The week that was on The Interpreter.
Australia recently announced the creation of the Australian Infrastructure Financing Facility for the Pacific, with a $2 billion purse. Roland Rajah:
Perhaps the most critical question is whether the Department of Foreign Affairs and Trade has the capability to run the AIFFP effectively. The integration of the Australian aid program into DFAT generally weakened its aid management capabilities, especially in more specialised areas. Yet, even prior to this, Australia traditionally relied on channelling funds to the World Bank and Asian Development Bank when it came to major infrastructure projects, given their more technical capabilities.
US President Donald Trump announced his intention to pull US troops out of Syria. Rodger Shanahan on how this affects the different actors engaged in the Syrian conflict:
Whether Trump’s decision to unilaterally withdraw within 30 (or perhaps 100) days is actually realised is not certain. What is certain is that some of his senior advisers will be seeking to have the President modify his rather unambiguous direction. People intimately involved in the Syria issue have been talking about the need to ensure the “enduring” defeat of Islamic State (ISIS), while the President has now declared ISIS defeated and that it is time to move on.

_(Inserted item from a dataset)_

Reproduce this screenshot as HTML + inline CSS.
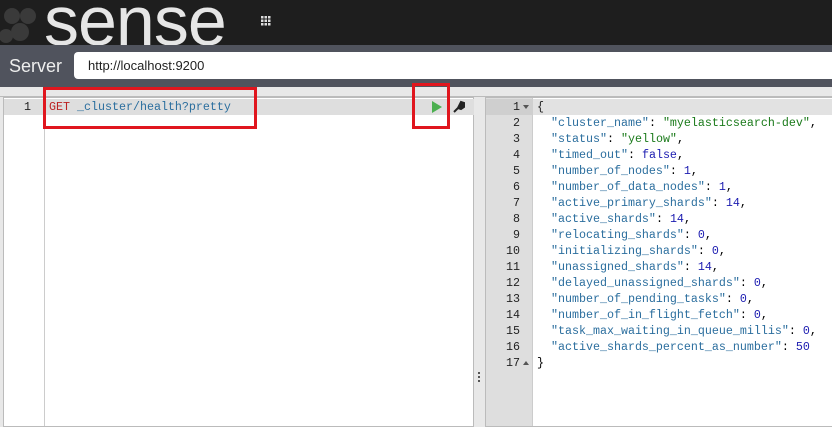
<!DOCTYPE html>
<html><head><style>
*{margin:0;padding:0;box-sizing:border-box}
body{width:832px;height:416px;overflow:hidden;background:#e8e8e8;font-family:"Liberation Sans",sans-serif;position:relative}
.top{position:absolute;left:0;top:0;width:832px;height:45px;background:#1e1e1e;overflow:hidden}
.logo{position:absolute;left:44px;top:-14px;font-size:70px;color:#e6e6e6;font-family:"Liberation Sans",sans-serif;letter-spacing:-1px;line-height:70px}
.srv{position:absolute;left:0;top:45px;width:832px;height:42px;background:#50535d}
.srv span{position:absolute;left:9px;top:11px;color:#eee;font-size:18px}
.inp{position:absolute;left:74px;top:7px;right:0;height:27px;background:#fff;border-radius:4px 0 0 4px;font-size:13px;padding:6px 14px;color:#222}
.ed{position:absolute;background:#fff;border:1px solid #bbb;font-family:"Liberation Mono",monospace;font-size:11.67px}
.gut{position:absolute;left:0;top:0;bottom:0;background:#ebebeb;border-right:1px solid #ccc}
.ln{position:absolute;height:16px;line-height:16px;white-space:pre}
.act{position:absolute;height:16px;background:#dedede}
.k{color:#2b6e9e}.s{color:#1a7a1a}.n{color:#1b1bb0}.p{color:#222}
.red{position:absolute;border:3px solid #e0161e}
</style></head><body>
<div class="top"><svg style="position:absolute;left:0;top:2px" width="40" height="44"><g fill="#3a3a3a"><circle cx="12" cy="14" r="8"/><circle cx="28" cy="14" r="8"/><circle cx="20" cy="30" r="9"/><circle cx="6" cy="34" r="7"/></g></svg><div class="logo">sense</div>
<svg style="position:absolute;left:261px;top:16px" width="10" height="10"><g fill="#ddd"><rect x="0" y="0" width="2.5" height="2.5"/><rect x="3.5" y="0" width="2.5" height="2.5"/><rect x="7" y="0" width="2.5" height="2.5"/><rect x="0" y="3.5" width="2.5" height="2.5"/><rect x="3.5" y="3.5" width="2.5" height="2.5"/><rect x="7" y="3.5" width="2.5" height="2.5"/><rect x="0" y="7" width="2.5" height="2.5"/><rect x="3.5" y="7" width="2.5" height="2.5"/><rect x="7" y="7" width="2.5" height="2.5"/></g></svg></div>
<div class="srv"><span>Server</span><div class="inp">http://localhost:9200</div></div>
<div style="position:absolute;left:0;top:96px;width:832px;height:1px;background:#bbb"></div>
<div class="ed" style="left:3px;top:97px;width:471px;height:330px">
<div class="act" style="left:0;top:1px;width:470px"></div>
<div class="gut" style="width:41px;background:transparent;border-right:1px solid #ccc"></div>
<div class="ln p" style="left:20px;top:1px">1</div>
<div class="ln" style="left:45px;top:1px"><span style="color:#b22">GET</span> <span class="k">_cluster/health?pretty</span></div>
<svg style="position:absolute;left:427px;top:3px" width="12" height="12"><path d="M1 0L11 6L1 12Z" fill="#4caf50"/></svg>
<svg style="position:absolute;left:448px;top:2px" width="13" height="13"><path d="M2 12L7 7M6 8L9 2L12 3L10 5L11 6L12 5L12 7L9 9Z" stroke="#222" stroke-width="2" fill="#222"/></svg>
</div>
<div style="position:absolute;left:475px;top:97px;width:10px;height:319px;background:#e8e8e8"></div>
<div style="position:absolute;left:478px;top:372px;width:2px;height:10px;border-left:2px dotted #555"></div>
<div class="ed" style="left:485px;top:97px;width:350px;height:330px">
<div class="gut" style="width:47px;background:#dedede"></div>
<div class="act" style="left:47px;top:1px;width:300px;background:#e2e2e2"></div>
<div style="position:absolute;left:0;top:1px;width:47px;height:16px;background:#cfcfcf"></div>
<div class="ln p" style="left:51px;top:1px">{<br></div>
<div class="ln" style="left:51px;top:17px;line-height:16px">  <span class="k">"cluster_name"</span>: <span class="s">"myelasticsearch-dev"</span>,
  <span class="k">"status"</span>: <span class="s">"yellow"</span>,
  <span class="k">"timed_out"</span>: <span class="n">false</span>,
  <span class="k">"number_of_nodes"</span>: <span class="n">1</span>,
  <span class="k">"number_of_data_nodes"</span>: <span class="n">1</span>,
  <span class="k">"active_primary_shards"</span>: <span class="n">14</span>,
  <span class="k">"active_shards"</span>: <span class="n">14</span>,
  <span class="k">"relocating_shards"</span>: <span class="n">0</span>,
  <span class="k">"initializing_shards"</span>: <span class="n">0</span>,
  <span class="k">"unassigned_shards"</span>: <span class="n">14</span>,
  <span class="k">"delayed_unassigned_shards"</span>: <span class="n">0</span>,
  <span class="k">"number_of_pending_tasks"</span>: <span class="n">0</span>,
  <span class="k">"number_of_in_flight_fetch"</span>: <span class="n">0</span>,
  <span class="k">"task_max_waiting_in_queue_millis"</span>: <span class="n">0</span>,
  <span class="k">"active_shards_percent_as_number"</span>: <span class="n">50</span>
}</div>
<div class="ln p" style="left:0;width:34px;top:1px;text-align:right;line-height:16px">1
2
3
4
5
6
7
8
9
10
11
12
13
14
15
16
17</div>
<div style="position:absolute;left:37px;top:7px;border:3px solid transparent;border-top:4px solid #555;border-bottom:0"></div>
<div style="position:absolute;left:37px;top:263px;border:3px solid transparent;border-bottom:4px solid #555;border-top:0"></div>
</div>
<div class="red" style="left:43px;top:87px;width:214px;height:42px"></div>
<div class="red" style="left:412px;top:83px;width:38px;height:46px"></div>
</body></html>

Next year sees an independence referendum in Bougainville, now part of Papua New Guinea. Annmaree O'Keefe on the economic pressures for Buka and interested foreign parties:
So a dilemma awaits Bougainville and by association, the countries engaged in the supposed power-game tussle. On one hand, potential income from its mineral resources presumably would go a long way towards meeting the budgetary needs of a newly independent nation. However, opening up those resources would require negotiations with international parties who are likely to take advantage of Bougainville’s weak position.
South Korean President Moon Jae-in is accelerating his “New Northern Policy”, an ambitious strategy to connect the ROK with its neighbours and give Seoul a bigger say in regional geopolitics. Ramon Pacheco Pardo:
The policy sharpens its middle power credentials in East Asia. Ever since the days of the Roh Moo-hyun government, South Korea has presented itself as such. Seoul does not want its foreign policy to be defined by the North Korean issue alone. Being an active player in regional affairs serves this purpose. Moon sees the New Northern Policy as an expression of South Korea’s active role in East Asia. In this case through a policy that would connect the region to the rest of Eurasia.
Alexander Davis argues that the conservative “Anglosphere” did not fall in love with India, but with their idea of what India should represent:
The way in which conservative Anglospherists see India’s history leads them to profoundly misunderstand its foreign policy priorities, its international identity, and its domestic politics.When Tony Abbott hosted Narendra Modi in 2015, he introduced the visiting PM to the Australian parliament. He referenced a common fallacy about India’s independence movement, arguing that it was primarily driven by British liberalism. India’s freedom, he argued, was won purely by non-violent means. Modi, however, evoked India’s “first war of independence”, a violent uprising against the British in 1857.
Chinese energy demand is on track to make up around a quarter of global demand within two decades, and Russia eyes an economic opportunity. Dmitriy Frolovskiy:
Given China’s growing gas demand, Moscow has been eyeing to secure its long-term share in China for the better part of two decades. And some successes were scored recently: Beijing received its first seaborne gas shipment from Russia in July. Several pipeline projects transporting Siberian gas to China are nearing completion as well. But while strengthening the bilateral relationship is certainly a geopolitical win, Beijing needs to be careful that its growing gas use doesn’t divert attention from the underlying problem: persistent and excessive coal consumption.
This year has seen a hardening of attitudes in Washington towards China, with the administration and foreign policy thinkers advocating a concerted push-back. Sam Roggeveen:
At the beginning of 2018 I would have assumed that the US would continue to slide into this future without much serious resistance. I say “continue” because the pattern was more or less set by the George W. Bush and Obama administrations, and I did not expect Trump to deviate from it. But deviate he has, and so have many of America’s allies, including Australia.
Competition between the US and China is overtaking cooperation between the two great powers in Africa. Cornelia Tremann:
Clearly, asking developing countries to choose between China and the US is a bad idea. In the immediate term, seeing Chinese activities in Africa only through the prism of competition unravels decades of work by US diplomats to improve relations with China in a “safe” area of foreign policy.
Malcolm Jorgensen argues that China’s foreign policy is undermining international law and the rules-based order:
Claims by a rising China for altered rules and institutions of international law were never a threat to overturn global legal order as a whole, but rather of fragmentation in areas crucial to Chinese security and strategic interests.
Pat Griffiths on the legal consequences of autonomous weapons:
What is the minimum level of control a human needs to maintain over a weapon in order to comply with the rules of war?
Finally, the Interpreter team pulled together a timeline of some of our best stories on the biggest events of the year. Farewell for 2018.